The HS30 EXR shoots at both 1,920x1,080-pixel resolution and 1,280x720 HD video at 30 frames per second, each with stereo sound. If you're only shooting for web use, you can downsize this to 640x480, 320x240 or 320x112 pixels if you want to save space.
The results are excellent, with the soundtrack in particular being very clear and cleanly recorded. There's no motorised zoom, so you'll have to adjust this manually if you want to change the focus. It takes some practice to do this while filming without undue shake -- you'd be wise to use a tripod. It's possible to faintly hear the movement of the lens on the soundtrack, as well as a small knock if you run the lens to the end of its channel.
The only disappointment was the speed at which it compensated for extreme oncoming changes of light, as can be seen at the start of my sample video, below.

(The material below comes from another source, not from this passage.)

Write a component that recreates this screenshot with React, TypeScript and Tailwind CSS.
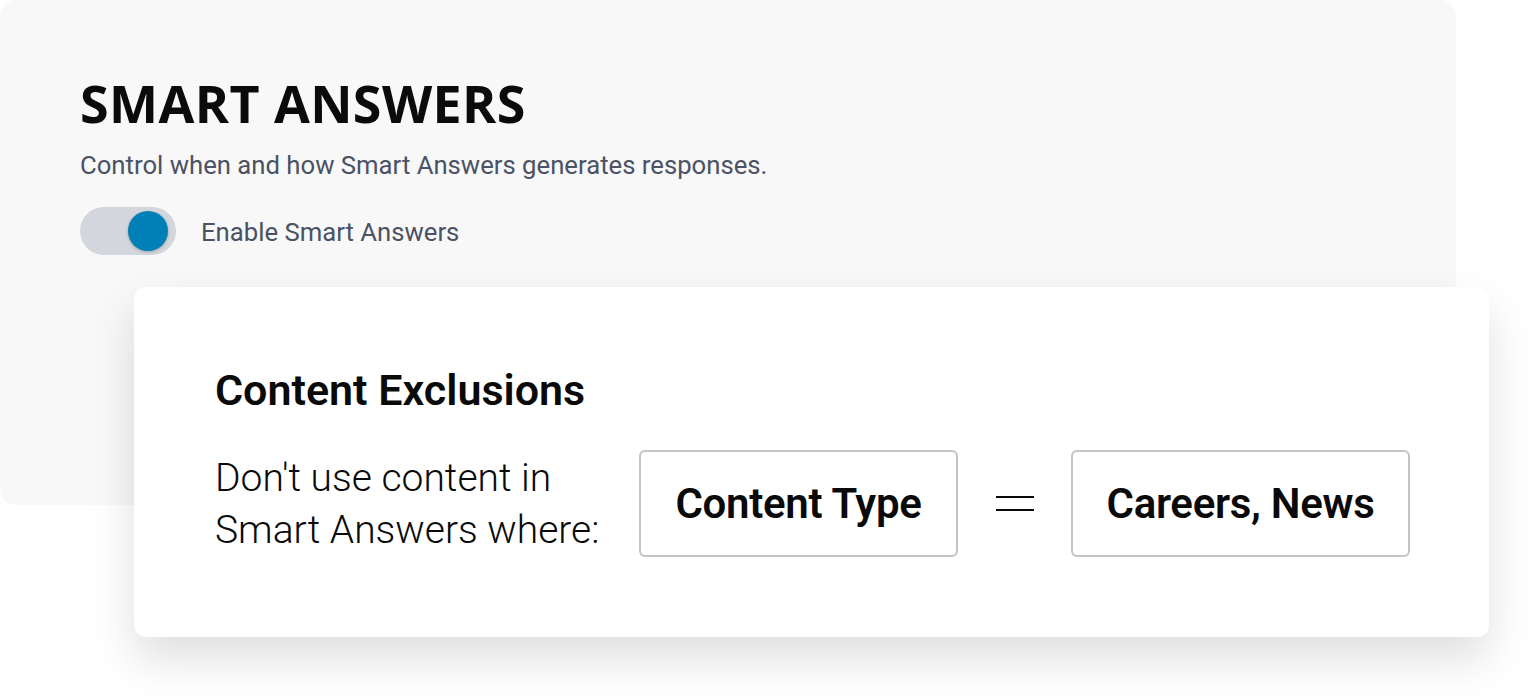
const Toggle = () => (
  <div className="flex h-[48px] w-[96px] items-center justify-end rounded-full bg-[#d3d6dc] pr-[8px]">
    <div className="h-[40px] w-[40px] rounded-full bg-[#0180b8] shadow-[0_1px_3px_rgba(0,0,0,0.25)]" />
  </div>
);

const ValueBox = ({ label, width }: { label: string; width: string }) => (
  <div
    className={`flex h-[107px] ${width} items-center justify-center rounded-md border-2 border-[#c4c4c4] bg-white text-[42px] font-semibold tracking-[-0.3px] text-[#0a0a0a]`}
  >
    {label}
  </div>
);

export default function App() {
  return (
    <div className="h-[698px] w-[1530px] overflow-hidden bg-white font-['Roboto',sans-serif]">
      {/* settings panel */}
      <section className="h-[505px] w-[1456px] rounded-2xl bg-[#f8f8f8] pl-[80px] pt-[77px]">
        <h1 className="font-['Open_Sans',sans-serif] text-[52px] font-bold leading-none tracking-[0.4px] text-[#0b0b0b]">
          SMART ANSWERS
        </h1>
        <p className="mt-[24px] text-[25.7px] leading-none text-[#4a5263]">
          Control when and how Smart Answers generates responses.
        </p>
        <div className="mt-[28px] flex items-center gap-[25px]">
          <Toggle />
          <span className="pt-[4px] text-[25.7px] text-[#4a5263]">Enable Smart Answers</span>
        </div>
      </section>

      {/* exclusions card */}
      <div className="-mt-[218px] ml-[134px] h-[350px] w-[1355px] rounded-xl bg-white pl-[81px] pt-[82px] shadow-[0_22px_45px_rgba(0,0,0,0.13)]">
        <h2 className="text-[43px] font-semibold leading-none text-[#0a0a0a]">Content Exclusions</h2>
        <div className="mt-[38px] flex items-center">
          <p className="w-[424px] text-[39px] font-light leading-[52px] text-[#0a0a0a]">
            Don't use content in
            <br />
            Smart Answers where:
          </p>
          <ValueBox label="Content Type" width="w-[319px]" />
          <div className="flex w-[113px] justify-center">
            <div className="flex w-[38px] flex-col gap-[11px]">
              <div className="h-[2px] bg-[#0a0a0a]" />
              <div className="h-[2px] bg-[#0a0a0a]" />
            </div>
          </div>
          <ValueBox label="Careers, News" width="w-[339px]" />
        </div>
      </div>
    </div>
  );
}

In many respects, the HS30 EXR and X-S1 are very similar cameras. They both look and work like a captive-lens dSLR, they have similar controls and broadly similar features.
However, the HS30 EXR is around two-thirds the weight, noticeably smaller and considerably cheaper. It also shoots 16-megapixel images, where the X-S1 tops out at 12 megapixels, and it has a longer zoom. That makes the HS30 EXR the better camera, right? Not necessarily.
The HS30 EXR's shots may have a third more pixels than the X-S1, but when you do the maths, the difference equates to less than the resolution of a 640x480-pixel web graphic -- the kind of thing you'd have snapped on the earliest digital cameras 12 or more years ago. The HS30 EXR arranges these 16 megapixels on a 1/2-inch sensor, whereas the X-S1 spreads its 12 megapixels over a more roomy 2/3-inch chip. That means each one can be larger, and so more effective, so you can take full-resolution shots at higher sensitivities -- up to ISO 5,000.
Where pros are concerned, the X-S1 remains the better choice, but that should in no way put you off the HS30 EXR. It's a great camera, fun to use and with a very generous range of well-thought-out, easy-to-use controls.
Anyone looking for a halfway house between an ambitious pocket snapper and dSLR will be very happy with the flexibility and features this camera delivers.